Both sources of evidence thus make it highly likely that information about the scores in the mathematics
exam will be followed by scores for the statistics exam. Again, similar to the case for the mathematics
scores, the label “y” is then assigned both verbally and visually to the statistic exam scores (Figure 1c).
Finally, the distinction between the two sets of scores is explicitly indicated by color cohesion and
contrast (mathematics scores in yellow and statistics scores in green), a communicative strategy that is
maintained throughout the rest of the video. Such “textual” properties of the presented PMEs are also
recorded in the full annotation.
Up until this point in the first video, therefore, the verbal and visual information has been
maintained as highly congruent. This should not be considered in any way redundant, however,
since it would be unlikely that recipients exposed only to the audio-track would be in a position to
retrieve the individual scores. The table therefore functions as an externalized cognitive aid (e.g., [37])

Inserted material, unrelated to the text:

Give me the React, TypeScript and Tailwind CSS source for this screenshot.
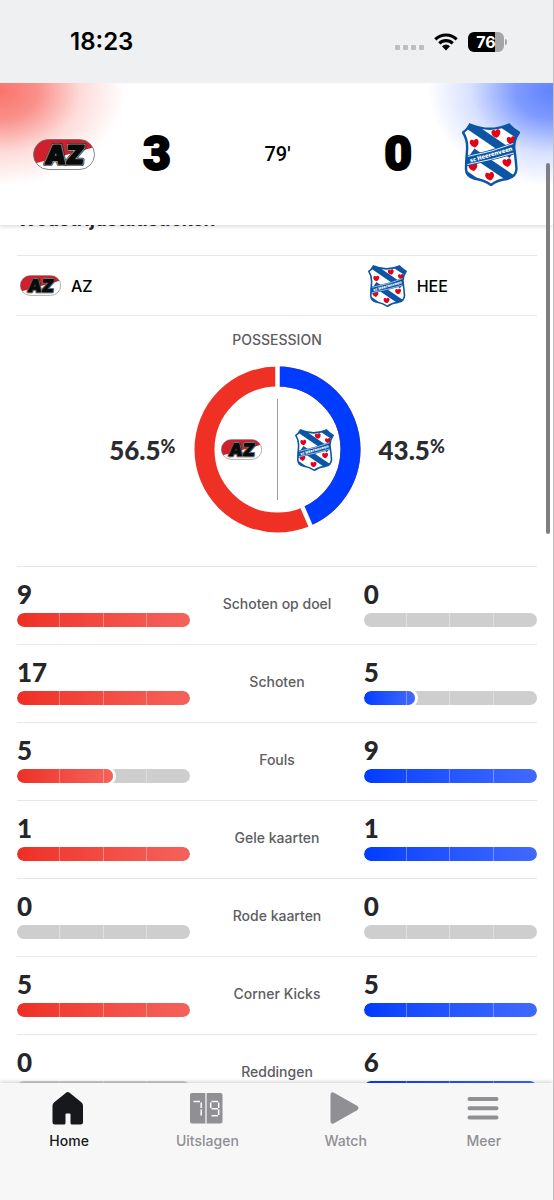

affording not only renewed and repeated access but comparisons and groupings; Hurst [38] argued
this to be the main motivation for the historical evolution of tables as a representational device at all.
This is also, as we show below, our primary motivation for considering larger visual units of this kind
as predictive macro-themes.
The spoken language in Video 1 then makes a shift to a new discourse segment by pausing and
beginning a new intonation unit with “Now we want to investigate whether the scores in the maths
exam stand in any kind of relation to the scores in the statistics exam”. The remaining screenshots
in Figure 1 show the subsequent development where the drawn table is progressively related to a
graphical representation supporting discussion of correlation, the main topic of the video as a whole.
The fact that there are indeed distinct semiotic modes in play here is also brought out clearly by virtue
of the different “semiotic work” that the various PMEs are performing. For example, the horizontal
and vertical lines in the table have a very different function to the horizontal and vertical lines in
the graph (Figure 1d,e). The numbers in the table also have a very different function to the numbers
marking the tick marks along the graph’s axes (Figure 1e,f). This is one of the principal reasons that
broad divisions between, for example, “text” and “image” are insufficient: it is in general beneficial to
relate PMEs to their “semiotic function” within particular semiotic modes directly. Relations across
these representations have nevertheless been clearly expressed in the video and remain explicitly
represented in the visual display by means of the color coordination and the discourse history of their
Multimodal Technologies and Interact. 2018, 2, 59
10 of 27
introduction, whereby PMEs are bound together both in terms of content and temporal synchronization
in their presentation.
The annotation of all the videos we have selected and, indeed, of any video material, proceeds in
precisely the same manner: first identifying PMEs across several tiers, and subsequently using these,
media knowledge, and genre to postulate semiotic modes that are capable of grouping the PMEs into
larger configurations. All of these are captured as labeled annotation segments of the kind illustrated
in Figure 2. Particular semiotic modes of page design [39] and mathematical formalism [40] also play
major roles in all three videos and are treated similarly to the construction of tables shown above.
This has the consequence that is it is relatively straightforward to compare the effectiveness of very
different kinds of artifacts, such as the three videos we analyze in this paper.
The extent of the variation in these videos is suggested by the illustrative frames from Videos 2 and
3 reproduced in Figure 3. As explained above, the videos were deliberately selected for their diverging
designs despite their similar genres and content matters. Descriptions or analyses that remain too
invested in surface details will necessarily find it difficult to contrast such different designs usefully
with respect to reasons for their respective effectiveness. In our case, however, they nevertheless remain
comparable precisely because their respective PMEs are used to motivate discourse level annotations,
as we now explain and illustrate.
Figure 3. Frames from Video 2 (left) and Video 3 (right) illustrating their very different design strategies,
both with respect to each other and to Video 1.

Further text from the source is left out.